- [YOUR GOAL]: Pictures do not belong in your copy. Repeat all the other data exactly.

- [DATA]:

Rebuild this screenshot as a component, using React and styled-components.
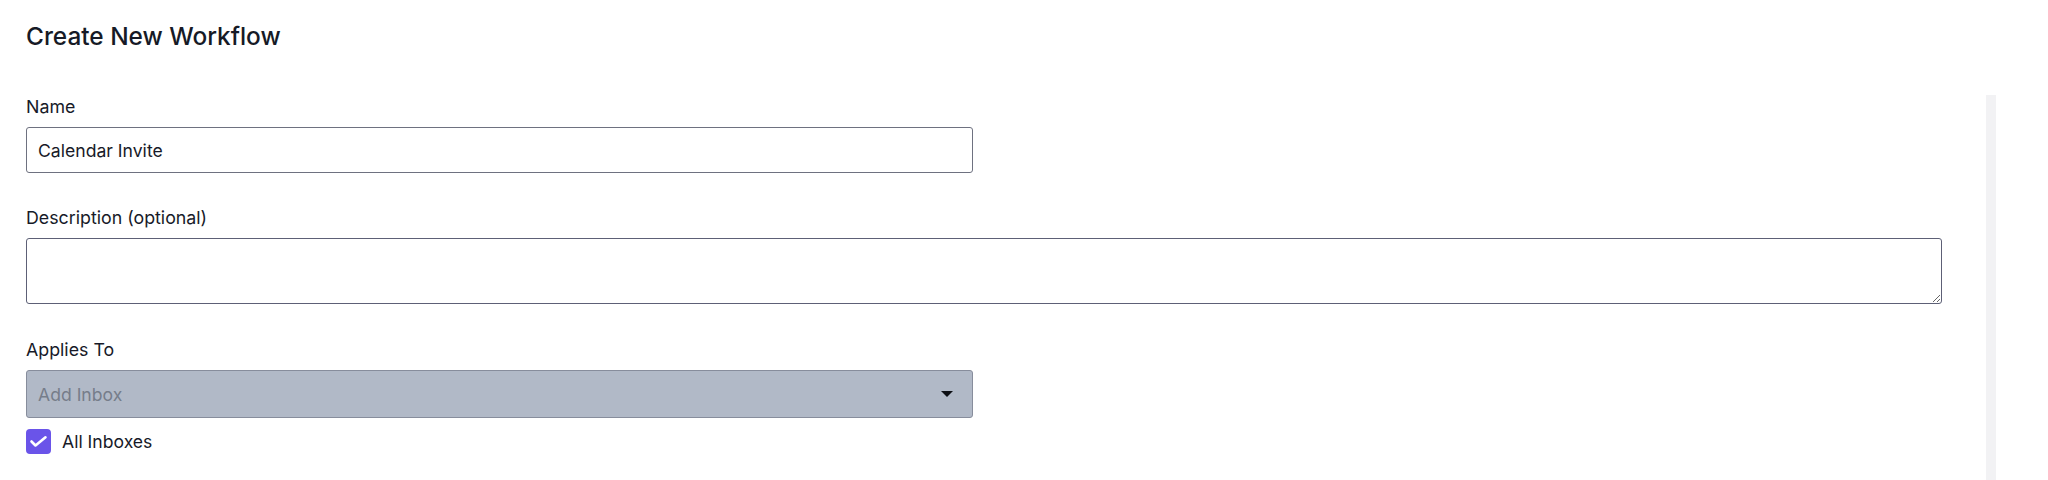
import React from 'react'
import styled, { createGlobalStyle } from 'styled-components'

const GlobalStyle = createGlobalStyle`
  html, body {
    margin: 0;
    padding: 0;
    background: #ffffff;
  }
  body {
    font-family: Inter, 'Noto Sans', sans-serif;
    color: #171a28;
  }
`

const Page = styled.div`
  width: 2048px;
  height: 480px;
  box-sizing: border-box;
  padding: 20px 0 0 26px;
  overflow: hidden;
`

const Title = styled.h1`
  margin: 0 0 43px;
  font-size: 24.4px;
  line-height: 32px;
  font-weight: 500;
  color: #161a26;
`

const Body = styled.div`
  display: flex;
  align-items: stretch;
  height: 385px;
`

const Form = styled.form`
  width: 1916px;
  display: flex;
  flex-direction: column;
`

const ScrollTrack = styled.div`
  width: 10px;
  margin-left: 44px;
  background: #f2f2f4;
`

const Field = styled.div`
  display: flex;
  flex-direction: column;
  margin-bottom: ${p => p.$gap || 33}px;
`

const Label = styled.label`
  font-size: 17.8px;
  line-height: 24px;
  color: #171a28;
  margin-bottom: 8px;
`

const TextInput = styled.input`
  box-sizing: border-box;
  width: 49.45%;
  height: 46px;
  padding: 0 11px;
  border: 1px solid #6e7180;
  border-radius: 3px;
  font-family: inherit;
  font-size: 17.6px;
  color: #171a28;
  background: #fff;
  outline: none;
`

const TextArea = styled.textarea`
  box-sizing: border-box;
  width: 100%;
  height: 66px;
  padding: 10px 11px;
  border: 1px solid #5d6076;
  border-radius: 3px;
  font-family: inherit;
  font-size: 17.6px;
  background: #fff;
  outline: none;
`

const Select = styled.div`
  box-sizing: border-box;
  width: 49.45%;
  height: 48px;
  padding: 0 19px 0 11px;
  display: flex;
  align-items: center;
  justify-content: space-between;
  border: 1px solid #878d9c;
  border-radius: 3px;
  background: #b1b9c7;
`

const Placeholder = styled.span`
  font-size: 17.6px;
  color: #767d8a;
`

const Arrow = styled.span`
  width: 0;
  height: 0;
  border-left: 6.5px solid transparent;
  border-right: 6.5px solid transparent;
  border-top: 6px solid #0d0f14;
`

const CheckRow = styled.label`
  display: flex;
  align-items: center;
  gap: 11px;
  margin-top: 11px;
  font-size: 17.6px;
  color: #171a28;
`

const Box = styled.span`
  width: 25px;
  height: 25px;
  border-radius: 4px;
  background: #6a54e9;
  display: flex;
  align-items: center;
  justify-content: center;
`

const App = () => (
  <>
    <GlobalStyle />
    <Page>
      <Title>Create New Workflow</Title>
      <Body>
        <Form>
          <Field>
            <Label>Name</Label>
            <TextInput defaultValue="Calendar Invite" />
          </Field>
          <Field $gap={34}>
            <Label>Description (optional)</Label>
            <TextArea />
          </Field>
          <Field $gap={0}>
            <Label>Applies To</Label>
            <Select>
              <Placeholder>Add Inbox</Placeholder>
              <Arrow />
            </Select>
            <CheckRow>
              <Box>
                <svg width="25" height="25" viewBox="0 0 25 25">
                  <polyline
                    points="5.5,12.5 9.5,16.5 19.5,8.3"
                    fill="none"
                    stroke="#fff"
                    strokeWidth="2.6"
                    strokeLinecap="round"
                    strokeLinejoin="round"
                  />
                </svg>
              </Box>
              All Inboxes
            </CheckRow>
          </Field>
        </Form>
        <ScrollTrack />
      </Body>
    </Page>
  </>
)

export default App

- [EXERCISE OUTPUT]:
Rebuild this screenshot as a component, using React and styled-components.
import React from 'react'
import styled, { createGlobalStyle } from 'styled-components'

const GlobalStyle = createGlobalStyle`
  html, body {
    margin: 0;
    padding: 0;
    background: #ffffff;
  }
  body {
    font-family: Inter, 'Noto Sans', sans-serif;
    color: #171a28;
  }
`

const Page = styled.div`
  width: 2048px;
  height: 480px;
  box-sizing: border-box;
  padding: 20px 0 0 26px;
  overflow: hidden;
`

const Title = styled.h1`
  margin: 0 0 43px;
  font-size: 24.4px;
  line-height: 32px;
  font-weight: 500;
  color: #161a26;
`

const Body = styled.div`
  display: flex;
  align-items: stretch;
  height: 385px;
`

const Form = styled.form`
  width: 1916px;
  display: flex;
  flex-direction: column;
`

const ScrollTrack = styled.div`
  width: 10px;
  margin-left: 44px;
  background: #f2f2f4;
`

const Field = styled.div`
  display: flex;
  flex-direction: column;
  margin-bottom: ${p => p.$gap || 33}px;
`

const Label = styled.label`
  font-size: 17.8px;
  line-height: 24px;
  color: #171a28;
  margin-bottom: 8px;
`

const TextInput = styled.input`
  box-sizing: border-box;
  width: 49.45%;
  height: 46px;
  padding: 0 11px;
  border: 1px solid #6e7180;
  border-radius: 3px;
  font-family: inherit;
  font-size: 17.6px;
  color: #171a28;
  background: #fff;
  outline: none;
`

const TextArea = styled.textarea`
  box-sizing: border-box;
  width: 100%;
  height: 66px;
  padding: 10px 11px;
  border: 1px solid #5d6076;
  border-radius: 3px;
  font-family: inherit;
  font-size: 17.6px;
  background: #fff;
  outline: none;
`

const Select = styled.div`
  box-sizing: border-box;
  width: 49.45%;
  height: 48px;
  padding: 0 19px 0 11px;
  display: flex;
  align-items: center;
  justify-content: space-between;
  border: 1px solid #878d9c;
  border-radius: 3px;
  background: #b1b9c7;
`

const Placeholder = styled.span`
  font-size: 17.6px;
  color: #767d8a;
`

const Arrow = styled.span`
  width: 0;
  height: 0;
  border-left: 6.5px solid transparent;
  border-right: 6.5px solid transparent;
  border-top: 6px solid #0d0f14;
`

const CheckRow = styled.label`
  display: flex;
  align-items: center;
  gap: 11px;
  margin-top: 11px;
  font-size: 17.6px;
  color: #171a28;
`

const Box = styled.span`
  width: 25px;
  height: 25px;
  border-radius: 4px;
  background: #6a54e9;
  display: flex;
  align-items: center;
  justify-content: center;
`

const App = () => (
  <>
    <GlobalStyle />
    <Page>
      <Title>Create New Workflow</Title>
      <Body>
        <Form>
          <Field>
            <Label>Name</Label>
            <TextInput defaultValue="Calendar Invite" />
          </Field>
          <Field $gap={34}>
            <Label>Description (optional)</Label>
            <TextArea />
          </Field>
          <Field $gap={0}>
            <Label>Applies To</Label>
            <Select>
              <Placeholder>Add Inbox</Placeholder>
              <Arrow />
            </Select>
            <CheckRow>
              <Box>
                <svg width="25" height="25" viewBox="0 0 25 25">
                  <polyline
                    points="5.5,12.5 9.5,16.5 19.5,8.3"
                    fill="none"
                    stroke="#fff"
                    strokeWidth="2.6"
                    strokeLinecap="round"
                    strokeLinejoin="round"
                  />
                </svg>
              </Box>
              All Inboxes
            </CheckRow>
          </Field>
        </Form>
        <ScrollTrack />
      </Body>
    </Page>
  </>
)

export default App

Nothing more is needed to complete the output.